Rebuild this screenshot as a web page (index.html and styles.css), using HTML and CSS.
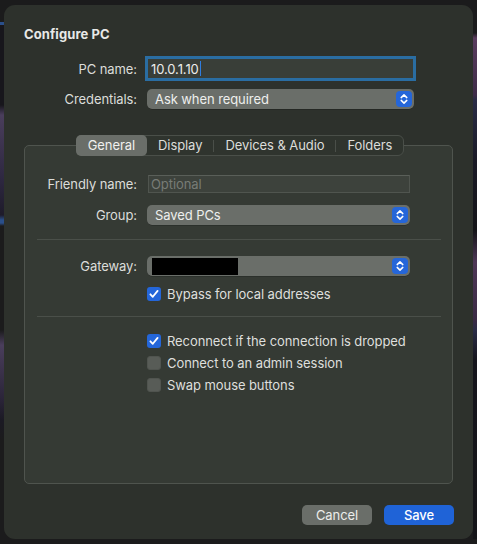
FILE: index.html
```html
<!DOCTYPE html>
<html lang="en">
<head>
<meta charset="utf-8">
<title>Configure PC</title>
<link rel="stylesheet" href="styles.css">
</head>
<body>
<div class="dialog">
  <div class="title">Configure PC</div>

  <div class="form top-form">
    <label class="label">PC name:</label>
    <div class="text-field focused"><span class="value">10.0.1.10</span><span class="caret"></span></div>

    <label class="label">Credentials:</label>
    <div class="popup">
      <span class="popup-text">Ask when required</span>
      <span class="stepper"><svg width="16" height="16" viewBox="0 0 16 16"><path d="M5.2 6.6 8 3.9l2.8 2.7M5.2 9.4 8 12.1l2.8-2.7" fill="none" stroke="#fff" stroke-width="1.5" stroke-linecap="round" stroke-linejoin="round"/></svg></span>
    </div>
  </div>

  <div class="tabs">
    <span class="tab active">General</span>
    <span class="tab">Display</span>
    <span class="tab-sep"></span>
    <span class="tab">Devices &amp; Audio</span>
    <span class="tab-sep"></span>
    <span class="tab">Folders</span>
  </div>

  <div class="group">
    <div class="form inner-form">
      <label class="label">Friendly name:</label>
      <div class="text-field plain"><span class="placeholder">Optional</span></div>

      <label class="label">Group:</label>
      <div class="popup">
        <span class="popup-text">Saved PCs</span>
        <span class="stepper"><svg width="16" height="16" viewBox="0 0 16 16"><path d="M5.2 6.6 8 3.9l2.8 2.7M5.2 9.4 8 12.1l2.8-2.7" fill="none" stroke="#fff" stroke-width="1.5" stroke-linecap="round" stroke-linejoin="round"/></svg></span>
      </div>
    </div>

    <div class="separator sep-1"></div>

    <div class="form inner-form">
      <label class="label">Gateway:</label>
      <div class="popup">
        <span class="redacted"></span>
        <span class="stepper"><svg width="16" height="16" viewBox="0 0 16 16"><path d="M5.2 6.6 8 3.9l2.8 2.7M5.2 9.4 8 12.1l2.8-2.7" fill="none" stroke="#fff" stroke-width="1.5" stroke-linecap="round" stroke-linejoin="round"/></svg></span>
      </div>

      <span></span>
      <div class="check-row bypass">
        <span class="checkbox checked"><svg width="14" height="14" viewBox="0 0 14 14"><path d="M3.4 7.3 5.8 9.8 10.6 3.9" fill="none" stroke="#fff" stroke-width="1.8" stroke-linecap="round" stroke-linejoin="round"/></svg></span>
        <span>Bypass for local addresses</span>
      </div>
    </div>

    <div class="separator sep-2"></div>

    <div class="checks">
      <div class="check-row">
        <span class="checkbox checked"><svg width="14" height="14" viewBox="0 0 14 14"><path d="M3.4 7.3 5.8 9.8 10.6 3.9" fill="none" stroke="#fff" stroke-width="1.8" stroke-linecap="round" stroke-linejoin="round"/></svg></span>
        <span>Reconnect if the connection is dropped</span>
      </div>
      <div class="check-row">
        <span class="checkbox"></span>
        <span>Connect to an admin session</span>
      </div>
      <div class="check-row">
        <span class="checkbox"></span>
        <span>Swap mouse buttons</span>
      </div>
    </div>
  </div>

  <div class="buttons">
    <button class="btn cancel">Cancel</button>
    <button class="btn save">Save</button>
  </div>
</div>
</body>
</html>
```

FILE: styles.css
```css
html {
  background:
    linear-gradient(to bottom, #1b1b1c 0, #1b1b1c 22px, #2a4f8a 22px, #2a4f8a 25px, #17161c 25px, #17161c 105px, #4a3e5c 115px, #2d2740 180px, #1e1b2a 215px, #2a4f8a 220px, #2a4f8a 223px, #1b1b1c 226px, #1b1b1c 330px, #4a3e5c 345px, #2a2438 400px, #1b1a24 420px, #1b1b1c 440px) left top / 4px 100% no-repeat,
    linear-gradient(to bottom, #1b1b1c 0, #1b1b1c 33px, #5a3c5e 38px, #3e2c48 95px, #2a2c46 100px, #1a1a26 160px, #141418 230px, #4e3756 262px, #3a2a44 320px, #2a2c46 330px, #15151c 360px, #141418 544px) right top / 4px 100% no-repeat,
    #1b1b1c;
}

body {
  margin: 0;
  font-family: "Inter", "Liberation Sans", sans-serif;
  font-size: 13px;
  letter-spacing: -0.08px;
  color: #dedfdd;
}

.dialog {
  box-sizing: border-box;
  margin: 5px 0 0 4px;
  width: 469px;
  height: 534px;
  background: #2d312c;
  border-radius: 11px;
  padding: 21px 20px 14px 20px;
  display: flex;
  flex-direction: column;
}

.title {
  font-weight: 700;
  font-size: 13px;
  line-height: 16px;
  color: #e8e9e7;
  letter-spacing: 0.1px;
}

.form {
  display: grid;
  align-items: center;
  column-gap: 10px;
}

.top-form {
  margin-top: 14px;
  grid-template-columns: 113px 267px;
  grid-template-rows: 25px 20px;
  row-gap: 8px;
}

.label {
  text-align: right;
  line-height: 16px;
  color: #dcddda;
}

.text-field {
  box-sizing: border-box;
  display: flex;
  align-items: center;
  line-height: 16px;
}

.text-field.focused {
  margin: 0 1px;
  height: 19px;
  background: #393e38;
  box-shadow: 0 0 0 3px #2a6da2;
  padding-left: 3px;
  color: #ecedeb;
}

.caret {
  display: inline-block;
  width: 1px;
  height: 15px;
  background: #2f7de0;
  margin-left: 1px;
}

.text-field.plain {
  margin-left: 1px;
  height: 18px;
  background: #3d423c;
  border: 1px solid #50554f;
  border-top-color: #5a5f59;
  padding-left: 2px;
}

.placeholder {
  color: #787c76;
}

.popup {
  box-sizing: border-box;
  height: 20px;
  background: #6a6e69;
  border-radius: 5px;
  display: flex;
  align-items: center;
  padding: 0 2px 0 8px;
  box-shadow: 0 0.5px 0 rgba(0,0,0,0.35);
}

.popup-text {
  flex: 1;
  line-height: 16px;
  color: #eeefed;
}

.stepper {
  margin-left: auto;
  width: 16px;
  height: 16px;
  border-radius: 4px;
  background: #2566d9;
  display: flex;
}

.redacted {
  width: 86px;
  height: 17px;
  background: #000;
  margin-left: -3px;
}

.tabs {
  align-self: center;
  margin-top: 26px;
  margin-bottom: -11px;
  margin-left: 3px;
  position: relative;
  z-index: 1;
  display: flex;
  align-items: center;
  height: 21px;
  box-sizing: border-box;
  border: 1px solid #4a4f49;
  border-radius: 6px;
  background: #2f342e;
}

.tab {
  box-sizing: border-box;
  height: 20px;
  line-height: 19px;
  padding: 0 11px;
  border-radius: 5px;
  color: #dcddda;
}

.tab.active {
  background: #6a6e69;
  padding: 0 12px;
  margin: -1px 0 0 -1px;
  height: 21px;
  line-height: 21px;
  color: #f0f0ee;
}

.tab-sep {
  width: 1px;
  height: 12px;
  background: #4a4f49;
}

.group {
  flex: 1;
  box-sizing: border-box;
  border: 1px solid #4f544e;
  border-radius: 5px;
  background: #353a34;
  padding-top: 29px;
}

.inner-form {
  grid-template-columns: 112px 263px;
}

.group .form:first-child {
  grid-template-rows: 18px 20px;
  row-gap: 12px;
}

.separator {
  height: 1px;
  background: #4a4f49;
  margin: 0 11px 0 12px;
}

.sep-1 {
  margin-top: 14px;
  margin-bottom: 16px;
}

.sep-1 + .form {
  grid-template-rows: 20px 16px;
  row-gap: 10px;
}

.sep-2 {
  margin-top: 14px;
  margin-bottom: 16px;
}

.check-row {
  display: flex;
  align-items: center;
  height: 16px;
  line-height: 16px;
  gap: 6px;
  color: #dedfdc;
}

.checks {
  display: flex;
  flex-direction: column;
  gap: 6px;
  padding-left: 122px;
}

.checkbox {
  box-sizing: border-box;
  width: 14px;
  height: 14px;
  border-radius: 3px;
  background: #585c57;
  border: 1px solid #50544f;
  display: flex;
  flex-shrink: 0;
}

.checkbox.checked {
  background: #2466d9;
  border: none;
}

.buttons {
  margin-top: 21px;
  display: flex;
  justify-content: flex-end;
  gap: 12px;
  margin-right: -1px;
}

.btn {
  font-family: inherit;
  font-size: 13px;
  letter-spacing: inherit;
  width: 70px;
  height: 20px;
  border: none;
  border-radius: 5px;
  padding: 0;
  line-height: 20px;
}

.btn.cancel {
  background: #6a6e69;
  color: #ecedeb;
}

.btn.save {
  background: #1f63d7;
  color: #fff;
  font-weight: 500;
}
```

==

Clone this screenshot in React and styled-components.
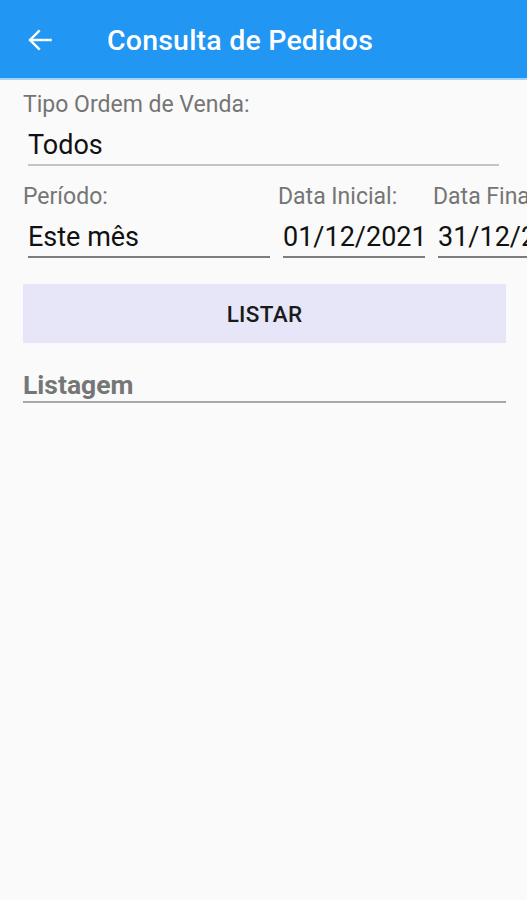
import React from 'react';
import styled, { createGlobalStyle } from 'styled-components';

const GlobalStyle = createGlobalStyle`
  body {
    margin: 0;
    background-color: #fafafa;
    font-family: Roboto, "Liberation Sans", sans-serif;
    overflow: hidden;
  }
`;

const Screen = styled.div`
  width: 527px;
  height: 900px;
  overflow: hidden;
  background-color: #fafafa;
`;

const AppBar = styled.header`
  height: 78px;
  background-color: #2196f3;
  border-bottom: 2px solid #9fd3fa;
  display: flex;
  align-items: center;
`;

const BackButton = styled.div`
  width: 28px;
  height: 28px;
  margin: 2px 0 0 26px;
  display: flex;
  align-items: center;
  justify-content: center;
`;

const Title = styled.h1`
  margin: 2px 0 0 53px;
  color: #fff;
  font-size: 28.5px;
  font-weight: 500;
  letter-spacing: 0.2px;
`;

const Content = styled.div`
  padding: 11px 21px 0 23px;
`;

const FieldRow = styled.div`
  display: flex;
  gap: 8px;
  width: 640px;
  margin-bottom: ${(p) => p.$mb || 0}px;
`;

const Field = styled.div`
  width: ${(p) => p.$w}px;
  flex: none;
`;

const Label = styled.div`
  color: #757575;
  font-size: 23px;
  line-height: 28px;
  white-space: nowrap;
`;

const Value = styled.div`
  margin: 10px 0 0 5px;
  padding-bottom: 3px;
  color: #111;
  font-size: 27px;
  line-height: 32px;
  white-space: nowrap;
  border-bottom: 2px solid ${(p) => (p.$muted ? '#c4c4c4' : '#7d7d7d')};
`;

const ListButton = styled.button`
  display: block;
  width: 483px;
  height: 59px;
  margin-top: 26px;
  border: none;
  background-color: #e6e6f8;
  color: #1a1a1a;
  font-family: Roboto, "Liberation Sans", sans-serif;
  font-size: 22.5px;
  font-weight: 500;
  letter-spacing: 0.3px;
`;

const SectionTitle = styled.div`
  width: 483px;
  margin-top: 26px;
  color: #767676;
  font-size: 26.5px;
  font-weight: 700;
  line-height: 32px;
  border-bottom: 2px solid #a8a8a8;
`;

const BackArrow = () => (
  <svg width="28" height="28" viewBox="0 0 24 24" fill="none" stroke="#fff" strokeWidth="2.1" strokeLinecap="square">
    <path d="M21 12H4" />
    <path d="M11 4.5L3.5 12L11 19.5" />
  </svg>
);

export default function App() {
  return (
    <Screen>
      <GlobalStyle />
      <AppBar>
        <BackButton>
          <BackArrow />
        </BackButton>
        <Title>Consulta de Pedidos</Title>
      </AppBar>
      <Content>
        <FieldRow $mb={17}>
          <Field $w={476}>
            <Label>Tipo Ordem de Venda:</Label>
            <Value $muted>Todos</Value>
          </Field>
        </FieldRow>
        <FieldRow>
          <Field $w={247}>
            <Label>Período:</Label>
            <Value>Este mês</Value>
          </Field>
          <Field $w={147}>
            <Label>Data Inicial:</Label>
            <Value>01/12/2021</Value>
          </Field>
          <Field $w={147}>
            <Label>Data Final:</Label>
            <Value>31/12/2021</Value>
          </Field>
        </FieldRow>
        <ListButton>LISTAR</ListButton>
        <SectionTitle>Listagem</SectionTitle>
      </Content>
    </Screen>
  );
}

TASK BRIEF: Working from the entries above, return all lines that contain "styles".

EXERCISE SOLUTION:
Rebuild this screenshot as a web page (index.html and styles.css), using HTML and CSS.
<link rel="stylesheet" href="styles.css">
FILE: styles.css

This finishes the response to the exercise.